Understandably, news of the deal sparked widespread concern in the Caribbean because the prospect of reduced competition in the sector was regarded as a precursor to several negative region-wide impacts.

“The first time most regulators in the Caribbean heard of it was when it was announced on the London Stock Exchange,” Wooding pointed out in a December 4 Business Guardian column.

Although no approval was needed from the Eastern Caribbean Telecommunications Authority (ECTEL) on behalf of Dominica, Grenada, St Kitts and Nevis, St Lucia, St Vincent and the Grenadines, the sub-regional regulator moved quickly to caution that consolidation could result in consumers suffering reduced choice of services and service providers.

The Caribbean Telecommunications Union (CTU), a regional intergovernmental body, also hastened to call a special meeting of key stakeholders in Port-of-Spain in December. CTU Secretary General Bernadette Lewis said the meeting would try to forge region-wide consensus around the regulatory issues arising from the deal and advise Caricom heads of government on how to ensure that Caribbean consumers were protected.

Dr Didacus Jules, director general of the Organisation of Eastern Caribbean States (OECS) Commission, threw his weight behind the Port-of-Spain forum.

“There is an inherent danger in governments and national regulators only entertaining bilateral talks with CWC and Columbus executives. The priority of individual governments to protect local national interests must be balanced against the need to simultaneously safeguard regional interests,” he said.

 Divided we fall

Yet, as the title of Maharaj’s column suggests, Jamaica’s approval of this deal seemed to amount to a breaking of ranks with its Caricom neighbours. The acquisition still requires regulatory approval in T&T, and Barbados but the decision of Phillip Paulwell, the Jamaican Minister with responsibility for science and technology, has caused real concern.

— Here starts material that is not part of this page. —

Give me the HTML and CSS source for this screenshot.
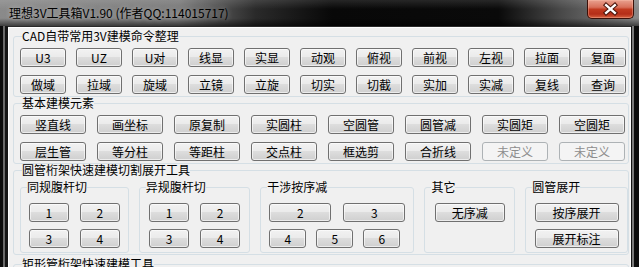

“Clearly, what has happened in Kingston is that the Jamaican government’s commitment to CWC’s agenda and timeline for this deal has trumped its own commitment to the regional agenda,” Maharaj writes. “What assurances and commitments from C&W would Paulwell have lost if he had held out until a common position had been worked out among Jamaica, Barbados and T&T on this merger?”

Of real concern is the fact that the Jamaican government had only months before joined the rest of Caricom in endorsing the establishment of the Caribbean Single ICT Space. And Paulwell is serving as the president of the CTU, the body charged with spearheading efforts to make the Caribbean Single ICT Space a reality! Where’s a sharp-tongued calypsonian when you need some real-time political commentary?

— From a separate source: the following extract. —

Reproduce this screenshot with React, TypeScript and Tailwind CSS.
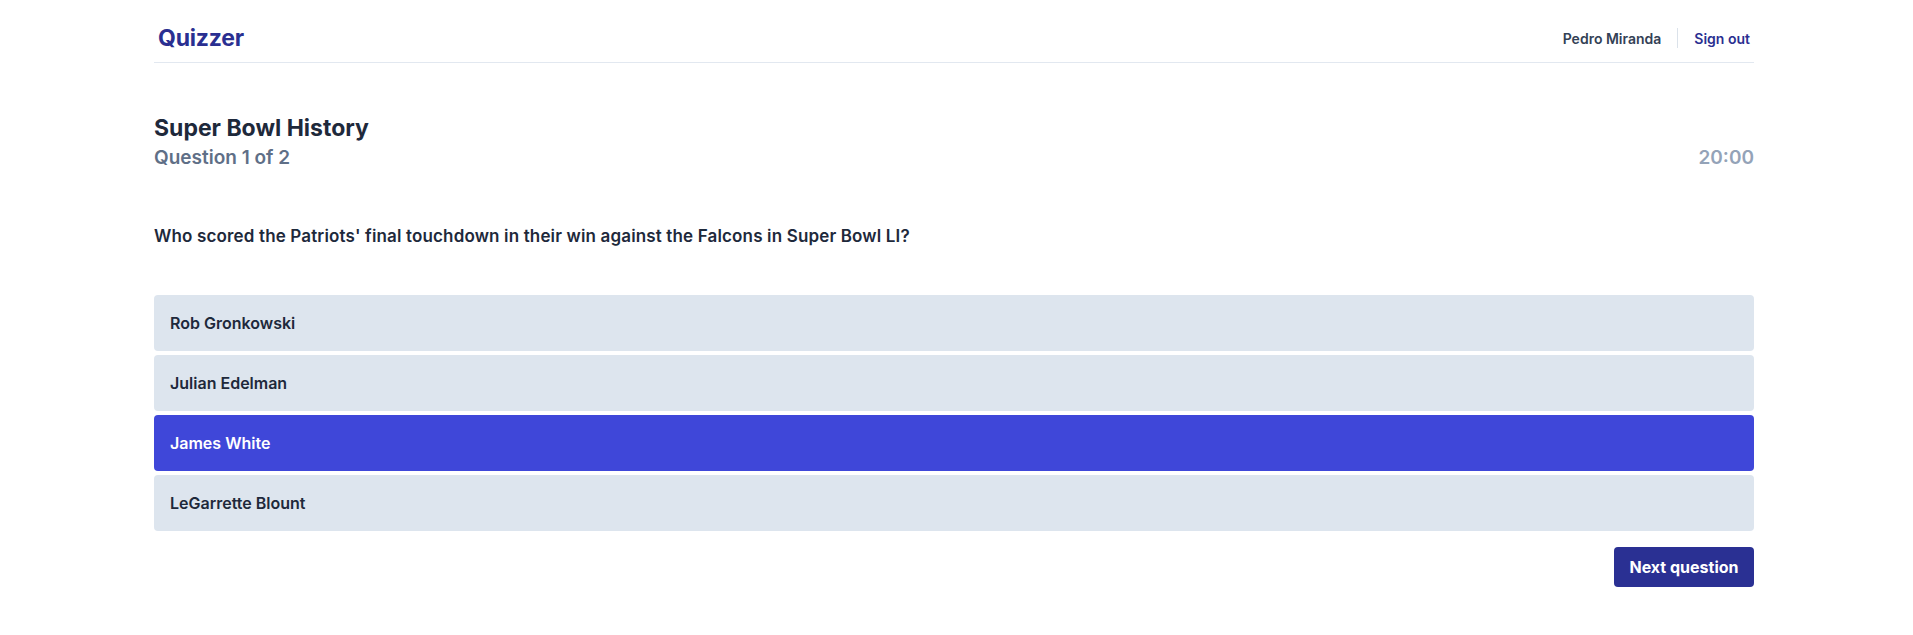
import React from "react";

const options = ["Rob Gronkowski", "Julian Edelman", "James White", "LeGarrette Blount"];

export default function App() {
  return (
    <div className="min-h-screen bg-white" style={{ fontFamily: "Inter, 'Noto Sans', sans-serif" }}>
      <div className="ml-[154px] w-[1600px]">
        <header className="flex h-[63px] items-center justify-between border-b border-[#e2e8f0] pt-[14px]">
          <div className="pl-[4px] text-[23px] font-bold text-[#2a2f91] tracking-[-0.2px]">Quizzer</div>
          <div className="flex items-center">
            <span className="text-[14px] font-semibold text-[#334155]">Pedro Miranda</span>
            <span className="mx-[16px] h-[20px] w-px bg-[#dbe2ea]" />
            <span className="pr-[4px] text-[14px] font-semibold text-[#2a2f91]">Sign out</span>
          </div>
        </header>
        <div className="mt-[49px] flex items-end justify-between">
          <div>
            <h1 className="text-[23px] font-bold leading-[32px] text-[#1e293b]">Super Bowl History</h1>
            <div className="text-[19px] font-semibold leading-[28px] text-[#5f6f87]">Question 1 of 2</div>
          </div>
          <div className="text-[19px] font-semibold leading-[28px] text-[#94a3b8]">20:00</div>
        </div>
        <p className="mt-[52px] text-[17px] font-semibold leading-[24px] tracking-[0.15px] text-[#1e293b]">
          Who scored the Patriots' final touchdown in their win against the Falcons in Super Bowl LI?
        </p>
        <div className="mt-[47px] flex flex-col gap-[4px]">
          {options.map((o) => {
            const sel = o === "James White";
            return (
              <div
                key={o}
                className={
                  sel
                    ? "flex h-[56px] items-center rounded-[4px] bg-[#3f47d9] px-[16px] text-[16px] font-semibold text-white"
                    : "flex h-[56px] items-center rounded-[4px] bg-[#dde5ee] px-[16px] text-[16px] font-semibold text-[#1e293b]"
                }
              >
                {o}
              </div>
            );
          })}
        </div>
        <div className="mt-[16px] flex justify-end">
          <button className="h-[40px] w-[140px] rounded-[4px] bg-[#2a3093] text-[16px] font-bold text-white">
            Next question
          </button>
        </div>
      </div>
    </div>
  );
}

The CTU went on, regardless, to mark its quarter-century with a five-day 25th anniversary ICT Week held from February 2-6 in Port-of-Spain. And several speakers, including Grenadian Prime Minister Dr Keith Mitchell, the Caricom head of government with the regional portfolio of science and technology, outlined a vision for the development of a Caribbean Single ICT Space.

For his part, Paulwell was reported by the January 16 Jamaica Gleaner to have said, “What I have sought to do is to go beyond the law and to extract certain conditions, which I’m pleased that the company has accepted fulsomely, because I wanted to ensure that we would preserve competition as much as possible and protect the interest of the consumer.”

Paulwell’s words impressed few, least of all Digicel Jamaica boss Barry O’Brien. Speaking at a recent private sector organisation of Jamaica event at Digicel’s downtown Kingston headquarters, O’Brien said: “As we are all aware, the Jamaican government rushed to approve this merger far quicker than any country, despite Jamaica being the market where the greatest monopoly was created.”

Arguably, O’Brien and many others should have seen it coming when Columbus Networks and Cable & Wireless Communications announced, at International Telecoms Week 2013, a joint venture to share an undersea cable network connecting 42 countries and spanning more than 42,000 kilometres. 

As Wooding wrote in a May 2013 CircleID post, Joint Venture Promises Broadband Benefits with Potential Risks for Latin American, Caribbean Markets: “The agreement created an entity with control of almost 90 per cent of the region’s subsea cable infrastructure and raised the first red flag to regulators across the region.”

So the question now is: who is going to emerge as a regional calypsonian, a watchdog to safeguard regional, national and public interests by holding elected and appointed officials to account? Hopefully, it will not be too long before the answers emerge.

In the meantime, we’ll just have to extempo on our own.